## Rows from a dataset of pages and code
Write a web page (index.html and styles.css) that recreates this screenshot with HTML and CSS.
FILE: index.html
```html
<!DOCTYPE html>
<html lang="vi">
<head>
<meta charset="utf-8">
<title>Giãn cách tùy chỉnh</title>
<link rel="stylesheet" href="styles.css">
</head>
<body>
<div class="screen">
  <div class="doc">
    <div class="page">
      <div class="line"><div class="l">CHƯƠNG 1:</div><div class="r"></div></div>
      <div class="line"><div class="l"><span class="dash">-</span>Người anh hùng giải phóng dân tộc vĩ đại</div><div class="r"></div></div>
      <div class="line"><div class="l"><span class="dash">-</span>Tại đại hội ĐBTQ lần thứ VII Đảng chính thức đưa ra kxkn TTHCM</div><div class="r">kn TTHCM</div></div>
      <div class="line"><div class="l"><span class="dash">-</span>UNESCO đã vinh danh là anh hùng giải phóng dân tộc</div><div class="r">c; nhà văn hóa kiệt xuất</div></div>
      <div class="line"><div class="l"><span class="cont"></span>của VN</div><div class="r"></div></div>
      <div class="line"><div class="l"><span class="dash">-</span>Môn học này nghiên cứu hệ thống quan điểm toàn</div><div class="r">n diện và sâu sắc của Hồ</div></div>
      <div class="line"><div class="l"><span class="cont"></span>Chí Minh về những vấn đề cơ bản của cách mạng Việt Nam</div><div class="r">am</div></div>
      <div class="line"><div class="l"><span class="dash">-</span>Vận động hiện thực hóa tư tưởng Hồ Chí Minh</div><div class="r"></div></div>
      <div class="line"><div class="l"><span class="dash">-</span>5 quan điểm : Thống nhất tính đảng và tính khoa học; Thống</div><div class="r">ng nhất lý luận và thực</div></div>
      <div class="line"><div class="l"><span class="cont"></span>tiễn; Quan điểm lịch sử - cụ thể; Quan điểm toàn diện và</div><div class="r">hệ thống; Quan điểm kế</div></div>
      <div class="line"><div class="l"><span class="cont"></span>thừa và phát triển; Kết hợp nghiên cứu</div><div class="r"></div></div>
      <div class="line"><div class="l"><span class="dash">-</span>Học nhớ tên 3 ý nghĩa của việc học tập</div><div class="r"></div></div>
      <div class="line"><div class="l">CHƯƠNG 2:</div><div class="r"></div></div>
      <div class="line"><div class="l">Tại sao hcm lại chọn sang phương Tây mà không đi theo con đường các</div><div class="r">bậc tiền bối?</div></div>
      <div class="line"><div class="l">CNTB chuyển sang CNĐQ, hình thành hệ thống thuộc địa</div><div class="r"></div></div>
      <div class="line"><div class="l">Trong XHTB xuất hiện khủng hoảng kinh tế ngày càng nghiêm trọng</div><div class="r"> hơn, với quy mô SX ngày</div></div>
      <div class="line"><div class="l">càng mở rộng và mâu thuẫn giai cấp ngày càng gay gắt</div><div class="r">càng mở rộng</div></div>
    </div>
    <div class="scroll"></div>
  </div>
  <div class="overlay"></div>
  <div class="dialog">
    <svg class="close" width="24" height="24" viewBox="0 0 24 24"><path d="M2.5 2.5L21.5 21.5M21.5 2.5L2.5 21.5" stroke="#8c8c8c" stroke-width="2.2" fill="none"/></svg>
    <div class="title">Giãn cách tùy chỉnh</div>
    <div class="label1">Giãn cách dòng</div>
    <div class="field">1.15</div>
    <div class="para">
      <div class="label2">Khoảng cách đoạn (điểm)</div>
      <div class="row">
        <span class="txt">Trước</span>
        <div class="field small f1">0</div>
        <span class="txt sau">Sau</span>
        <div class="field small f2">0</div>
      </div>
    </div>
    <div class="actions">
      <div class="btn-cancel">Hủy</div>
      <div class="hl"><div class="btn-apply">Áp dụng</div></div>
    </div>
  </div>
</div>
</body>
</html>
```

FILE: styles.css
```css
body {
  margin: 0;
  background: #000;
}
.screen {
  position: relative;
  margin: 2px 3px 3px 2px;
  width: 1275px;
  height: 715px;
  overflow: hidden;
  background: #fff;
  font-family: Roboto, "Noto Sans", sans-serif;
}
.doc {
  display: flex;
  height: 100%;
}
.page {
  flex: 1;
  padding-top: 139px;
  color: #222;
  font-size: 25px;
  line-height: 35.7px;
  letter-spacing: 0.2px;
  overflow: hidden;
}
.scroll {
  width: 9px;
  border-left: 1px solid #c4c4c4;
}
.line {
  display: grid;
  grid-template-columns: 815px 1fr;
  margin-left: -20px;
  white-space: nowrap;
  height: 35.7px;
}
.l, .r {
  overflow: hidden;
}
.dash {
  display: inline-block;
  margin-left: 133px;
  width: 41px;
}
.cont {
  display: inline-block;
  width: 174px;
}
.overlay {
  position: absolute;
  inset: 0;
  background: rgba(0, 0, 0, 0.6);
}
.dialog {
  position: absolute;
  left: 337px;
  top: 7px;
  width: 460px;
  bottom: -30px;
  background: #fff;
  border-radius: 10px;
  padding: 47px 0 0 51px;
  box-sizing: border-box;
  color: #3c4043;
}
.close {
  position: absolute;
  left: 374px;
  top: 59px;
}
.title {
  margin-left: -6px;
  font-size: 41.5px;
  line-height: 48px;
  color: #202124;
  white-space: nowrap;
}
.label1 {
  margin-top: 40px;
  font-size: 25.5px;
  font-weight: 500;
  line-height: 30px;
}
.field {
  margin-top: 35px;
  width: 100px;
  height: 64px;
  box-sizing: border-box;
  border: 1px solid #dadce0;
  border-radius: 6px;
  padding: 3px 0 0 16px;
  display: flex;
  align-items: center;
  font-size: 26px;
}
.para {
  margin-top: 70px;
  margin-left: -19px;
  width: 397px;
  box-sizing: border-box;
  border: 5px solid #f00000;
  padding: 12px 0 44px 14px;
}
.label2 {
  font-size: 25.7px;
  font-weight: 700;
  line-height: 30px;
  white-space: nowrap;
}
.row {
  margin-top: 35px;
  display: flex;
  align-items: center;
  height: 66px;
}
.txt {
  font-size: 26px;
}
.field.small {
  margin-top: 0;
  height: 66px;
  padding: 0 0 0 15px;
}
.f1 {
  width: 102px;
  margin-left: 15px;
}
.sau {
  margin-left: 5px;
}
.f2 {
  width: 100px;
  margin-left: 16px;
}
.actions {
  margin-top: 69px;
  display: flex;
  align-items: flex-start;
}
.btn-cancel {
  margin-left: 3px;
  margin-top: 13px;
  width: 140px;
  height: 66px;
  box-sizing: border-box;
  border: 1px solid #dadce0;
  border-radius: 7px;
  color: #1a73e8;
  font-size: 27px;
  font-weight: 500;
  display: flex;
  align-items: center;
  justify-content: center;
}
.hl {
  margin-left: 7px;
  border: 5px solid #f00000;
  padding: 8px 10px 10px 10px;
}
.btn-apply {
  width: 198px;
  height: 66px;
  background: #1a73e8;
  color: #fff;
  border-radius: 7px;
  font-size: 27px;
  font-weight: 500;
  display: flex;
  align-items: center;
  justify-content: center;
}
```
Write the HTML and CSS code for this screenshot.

## WHAT IS ASKED
Repeat back the data above, exact to the last character.

## CORRECT ANSWER
Write a web page (index.html and styles.css) that recreates this screenshot with HTML and CSS.
FILE: index.html
```html
<!DOCTYPE html>
<html lang="vi">
<head>
<meta charset="utf-8">
<title>Giãn cách tùy chỉnh</title>
<link rel="stylesheet" href="styles.css">
</head>
<body>
<div class="screen">
  <div class="doc">
    <div class="page">
      <div class="line"><div class="l">CHƯƠNG 1:</div><div class="r"></div></div>
      <div class="line"><div class="l"><span class="dash">-</span>Người anh hùng giải phóng dân tộc vĩ đại</div><div class="r"></div></div>
      <div class="line"><div class="l"><span class="dash">-</span>Tại đại hội ĐBTQ lần thứ VII Đảng chính thức đưa ra kxkn TTHCM</div><div class="r">kn TTHCM</div></div>
      <div class="line"><div class="l"><span class="dash">-</span>UNESCO đã vinh danh là anh hùng giải phóng dân tộc</div><div class="r">c; nhà văn hóa kiệt xuất</div></div>
      <div class="line"><div class="l"><span class="cont"></span>của VN</div><div class="r"></div></div>
      <div class="line"><div class="l"><span class="dash">-</span>Môn học này nghiên cứu hệ thống quan điểm toàn</div><div class="r">n diện và sâu sắc của Hồ</div></div>
      <div class="line"><div class="l"><span class="cont"></span>Chí Minh về những vấn đề cơ bản của cách mạng Việt Nam</div><div class="r">am</div></div>
      <div class="line"><div class="l"><span class="dash">-</span>Vận động hiện thực hóa tư tưởng Hồ Chí Minh</div><div class="r"></div></div>
      <div class="line"><div class="l"><span class="dash">-</span>5 quan điểm : Thống nhất tính đảng và tính khoa học; Thống</div><div class="r">ng nhất lý luận và thực</div></div>
      <div class="line"><div class="l"><span class="cont"></span>tiễn; Quan điểm lịch sử - cụ thể; Quan điểm toàn diện và</div><div class="r">hệ thống; Quan điểm kế</div></div>
      <div class="line"><div class="l"><span class="cont"></span>thừa và phát triển; Kết hợp nghiên cứu</div><div class="r"></div></div>
      <div class="line"><div class="l"><span class="dash">-</span>Học nhớ tên 3 ý nghĩa của việc học tập</div><div class="r"></div></div>
      <div class="line"><div class="l">CHƯƠNG 2:</div><div class="r"></div></div>
      <div class="line"><div class="l">Tại sao hcm lại chọn sang phương Tây mà không đi theo con đường các</div><div class="r">bậc tiền bối?</div></div>
      <div class="line"><div class="l">CNTB chuyển sang CNĐQ, hình thành hệ thống thuộc địa</div><div class="r"></div></div>
      <div class="line"><div class="l">Trong XHTB xuất hiện khủng hoảng kinh tế ngày càng nghiêm trọng</div><div class="r"> hơn, với quy mô SX ngày</div></div>
      <div class="line"><div class="l">càng mở rộng và mâu thuẫn giai cấp ngày càng gay gắt</div><div class="r">càng mở rộng</div></div>
    </div>
    <div class="scroll"></div>
  </div>
  <div class="overlay"></div>
  <div class="dialog">
    <svg class="close" width="24" height="24" viewBox="0 0 24 24"><path d="M2.5 2.5L21.5 21.5M21.5 2.5L2.5 21.5" stroke="#8c8c8c" stroke-width="2.2" fill="none"/></svg>
    <div class="title">Giãn cách tùy chỉnh</div>
    <div class="label1">Giãn cách dòng</div>
    <div class="field">1.15</div>
    <div class="para">
      <div class="label2">Khoảng cách đoạn (điểm)</div>
      <div class="row">
        <span class="txt">Trước</span>
        <div class="field small f1">0</div>
        <span class="txt sau">Sau</span>
        <div class="field small f2">0</div>
      </div>
    </div>
    <div class="actions">
      <div class="btn-cancel">Hủy</div>
      <div class="hl"><div class="btn-apply">Áp dụng</div></div>
    </div>
  </div>
</div>
</body>
</html>
```

FILE: styles.css
```css
body {
  margin: 0;
  background: #000;
}
.screen {
  position: relative;
  margin: 2px 3px 3px 2px;
  width: 1275px;
  height: 715px;
  overflow: hidden;
  background: #fff;
  font-family: Roboto, "Noto Sans", sans-serif;
}
.doc {
  display: flex;
  height: 100%;
}
.page {
  flex: 1;
  padding-top: 139px;
  color: #222;
  font-size: 25px;
  line-height: 35.7px;
  letter-spacing: 0.2px;
  overflow: hidden;
}
.scroll {
  width: 9px;
  border-left: 1px solid #c4c4c4;
}
.line {
  display: grid;
  grid-template-columns: 815px 1fr;
  margin-left: -20px;
  white-space: nowrap;
  height: 35.7px;
}
.l, .r {
  overflow: hidden;
}
.dash {
  display: inline-block;
  margin-left: 133px;
  width: 41px;
}
.cont {
  display: inline-block;
  width: 174px;
}
.overlay {
  position: absolute;
  inset: 0;
  background: rgba(0, 0, 0, 0.6);
}
.dialog {
  position: absolute;
  left: 337px;
  top: 7px;
  width: 460px;
  bottom: -30px;
  background: #fff;
  border-radius: 10px;
  padding: 47px 0 0 51px;
  box-sizing: border-box;
  color: #3c4043;
}
.close {
  position: absolute;
  left: 374px;
  top: 59px;
}
.title {
  margin-left: -6px;
  font-size: 41.5px;
  line-height: 48px;
  color: #202124;
  white-space: nowrap;
}
.label1 {
  margin-top: 40px;
  font-size: 25.5px;
  font-weight: 500;
  line-height: 30px;
}
.field {
  margin-top: 35px;
  width: 100px;
  height: 64px;
  box-sizing: border-box;
  border: 1px solid #dadce0;
  border-radius: 6px;
  padding: 3px 0 0 16px;
  display: flex;
  align-items: center;
  font-size: 26px;
}
.para {
  margin-top: 70px;
  margin-left: -19px;
  width: 397px;
  box-sizing: border-box;
  border: 5px solid #f00000;
  padding: 12px 0 44px 14px;
}
.label2 {
  font-size: 25.7px;
  font-weight: 700;
  line-height: 30px;
  white-space: nowrap;
}
.row {
  margin-top: 35px;
  display: flex;
  align-items: center;
  height: 66px;
}
.txt {
  font-size: 26px;
}
.field.small {
  margin-top: 0;
  height: 66px;
  padding: 0 0 0 15px;
}
.f1 {
  width: 102px;
  margin-left: 15px;
}
.sau {
  margin-left: 5px;
}
.f2 {
  width: 100px;
  margin-left: 16px;
}
.actions {
  margin-top: 69px;
  display: flex;
  align-items: flex-start;
}
.btn-cancel {
  margin-left: 3px;
  margin-top: 13px;
  width: 140px;
  height: 66px;
  box-sizing: border-box;
  border: 1px solid #dadce0;
  border-radius: 7px;
  color: #1a73e8;
  font-size: 27px;
  font-weight: 500;
  display: flex;
  align-items: center;
  justify-content: center;
}
.hl {
  margin-left: 7px;
  border: 5px solid #f00000;
  padding: 8px 10px 10px 10px;
}
.btn-apply {
  width: 198px;
  height: 66px;
  background: #1a73e8;
  color: #fff;
  border-radius: 7px;
  font-size: 27px;
  font-weight: 500;
  display: flex;
  align-items: center;
  justify-content: center;
}
```
Write the HTML and CSS code for this screenshot.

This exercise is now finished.